_DIRECTION_. Drop the pictures, then extract the listing word for word.

* Start *

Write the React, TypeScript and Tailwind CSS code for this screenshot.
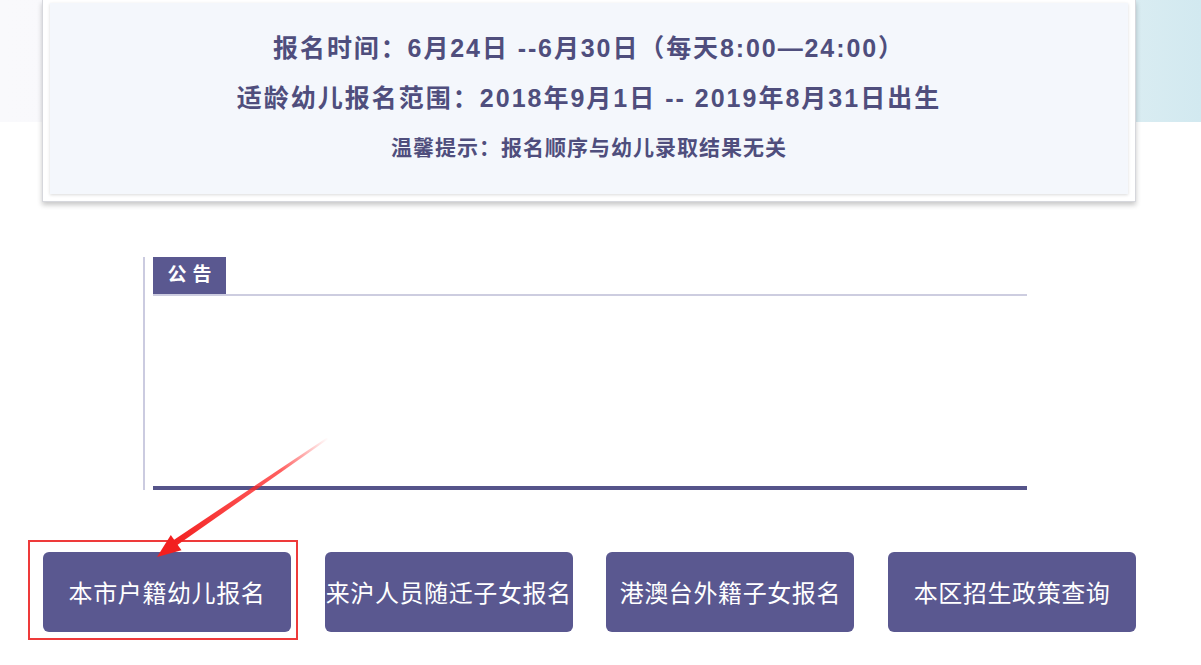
const buttons = ['本市户籍幼儿报名', '来沪人员随迁子女报名', '港澳台外籍子女报名', '本区招生政策查询'];

const font = { fontFamily: '"Liberation Sans", "Noto Sans CJK SC", sans-serif' };

export default function App() {
  return (
    <div
      className="relative w-[1201px] h-[665px] overflow-hidden bg-white bg-no-repeat bg-[length:100%_122px] bg-[linear-gradient(to_right,#f9f9fc_0%,#f5f7fa_60%,#e2f0f4_88%,#d2e9f0_100%)]"
      style={font}
    >
      {/* info card */}
      <div className="ml-[42px] w-[1094px] h-[202px] px-[7px] pt-[3px] pb-[7px] bg-white border-x border-b border-[#d6d7dc] shadow-[0_3px_5px_rgba(0,0,0,0.22)]">
        <div className="h-full bg-[#f4f7fc] shadow-[0_1px_3px_rgba(0,0,0,0.15)] pt-[20px] flex flex-col items-center text-[#4f4e7d] font-bold">
          <p className="h-[50px] leading-[50px] text-[25px] tracking-[1.9px]">报名时间：6月24日 --6月30日（每天8:00—24:00）</p>
          <p className="h-[50px] leading-[50px] text-[25px] tracking-[2px]">适龄幼儿报名范围：2018年9月1日 -- 2019年8月31日出生</p>
          <p className="h-[50px] leading-[50px] text-[21px] tracking-[1px]">温馨提示：报名顺序与幼儿录取结果无关</p>
        </div>
      </div>

      {/* notice board */}
      <div className="ml-[143px] mt-[55px] w-[884px] h-[233px] border-l-2 border-[#cbcbe0] pl-[8px] flex flex-col">
        <div className="flex border-b-2 border-[#cdcde0]">
          <div className="w-[73px] h-[37px] bg-[#5a5890] text-white font-bold text-[19px] tracking-[6px] flex items-center justify-center pl-[6px]">
            公告
          </div>
        </div>
        <div className="flex-1" />
        <div className="border-b-4 border-[#55548a]" />
      </div>

      {/* action buttons */}
      <div className="ml-[43px] mt-[62px] flex gap-[33.7px]">
        {buttons.map((label, i) => (
          <div key={label} className="relative">
            <button
              className="w-[248px] h-[80px] rounded-[6px] bg-[#5a5890] text-white text-[24px] font-normal whitespace-nowrap flex items-center justify-center tracking-[0.6px]"
              style={{ fontFamily: '"Noto Sans CJK SC", sans-serif' }}
            >
              {label}
            </button>
            {i === 0 && (
              <div className="absolute -left-[15px] -top-[12px] w-[270px] h-[100px] border-2 border-[#ee3a3a] pointer-events-none" />
            )}
          </div>
        ))}
      </div>

      {/* annotation arrow */}
      <svg className="absolute left-0 top-0 pointer-events-none" width="1201" height="665">
        <defs>
          <linearGradient id="fade" x1="328" y1="438" x2="170" y2="547" gradientUnits="userSpaceOnUse">
            <stop offset="0" stopColor="#ff2a2a" stopOpacity="0" />
            <stop offset="0.3" stopColor="#ff2a2a" stopOpacity="0.75" />
            <stop offset="1" stopColor="#f21f1f" stopOpacity="1" />
          </linearGradient>
        </defs>
        <polygon points="328.6,438.8 327.4,437.2 173.0,540.4 176.6,545.6" fill="url(#fade)" />
        <polygon points="157,557 170.8,535 181.5,550.2" fill="#f21f1f" />
      </svg>
    </div>
  );
}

* End *

_THE REPLY_.
Write the React, TypeScript and Tailwind CSS code for this screenshot.
const buttons = ['本市户籍幼儿报名', '来沪人员随迁子女报名', '港澳台外籍子女报名', '本区招生政策查询'];

const font = { fontFamily: '"Liberation Sans", "Noto Sans CJK SC", sans-serif' };

export default function App() {
  return (
    <div
      className="relative w-[1201px] h-[665px] overflow-hidden bg-white bg-no-repeat bg-[length:100%_122px] bg-[linear-gradient(to_right,#f9f9fc_0%,#f5f7fa_60%,#e2f0f4_88%,#d2e9f0_100%)]"
      style={font}
    >
      {/* info card */}
      <div className="ml-[42px] w-[1094px] h-[202px] px-[7px] pt-[3px] pb-[7px] bg-white border-x border-b border-[#d6d7dc] shadow-[0_3px_5px_rgba(0,0,0,0.22)]">
        <div className="h-full bg-[#f4f7fc] shadow-[0_1px_3px_rgba(0,0,0,0.15)] pt-[20px] flex flex-col items-center text-[#4f4e7d] font-bold">
          <p className="h-[50px] leading-[50px] text-[25px] tracking-[1.9px]">报名时间：6月24日 --6月30日（每天8:00—24:00）</p>
          <p className="h-[50px] leading-[50px] text-[25px] tracking-[2px]">适龄幼儿报名范围：2018年9月1日 -- 2019年8月31日出生</p>
          <p className="h-[50px] leading-[50px] text-[21px] tracking-[1px]">温馨提示：报名顺序与幼儿录取结果无关</p>
        </div>
      </div>

      {/* notice board */}
      <div className="ml-[143px] mt-[55px] w-[884px] h-[233px] border-l-2 border-[#cbcbe0] pl-[8px] flex flex-col">
        <div className="flex border-b-2 border-[#cdcde0]">
          <div className="w-[73px] h-[37px] bg-[#5a5890] text-white font-bold text-[19px] tracking-[6px] flex items-center justify-center pl-[6px]">
            公告
          </div>
        </div>
        <div className="flex-1" />
        <div className="border-b-4 border-[#55548a]" />
      </div>

      {/* action buttons */}
      <div className="ml-[43px] mt-[62px] flex gap-[33.7px]">
        {buttons.map((label, i) => (
          <div key={label} className="relative">
            <button
              className="w-[248px] h-[80px] rounded-[6px] bg-[#5a5890] text-white text-[24px] font-normal whitespace-nowrap flex items-center justify-center tracking-[0.6px]"
              style={{ fontFamily: '"Noto Sans CJK SC", sans-serif' }}
            >
              {label}
            </button>
            {i === 0 && (
              <div className="absolute -left-[15px] -top-[12px] w-[270px] h-[100px] border-2 border-[#ee3a3a] pointer-events-none" />
            )}
          </div>
        ))}
      </div>

      {/* annotation arrow */}
      <svg className="absolute left-0 top-0 pointer-events-none" width="1201" height="665">
        <defs>
          <linearGradient id="fade" x1="328" y1="438" x2="170" y2="547" gradientUnits="userSpaceOnUse">
            <stop offset="0" stopColor="#ff2a2a" stopOpacity="0" />
            <stop offset="0.3" stopColor="#ff2a2a" stopOpacity="0.75" />
            <stop offset="1" stopColor="#f21f1f" stopOpacity="1" />
          </linearGradient>
        </defs>
        <polygon points="328.6,438.8 327.4,437.2 173.0,540.4 176.6,545.6" fill="url(#fade)" />
        <polygon points="157,557 170.8,535 181.5,550.2" fill="#f21f1f" />
      </svg>
    </div>
  );
}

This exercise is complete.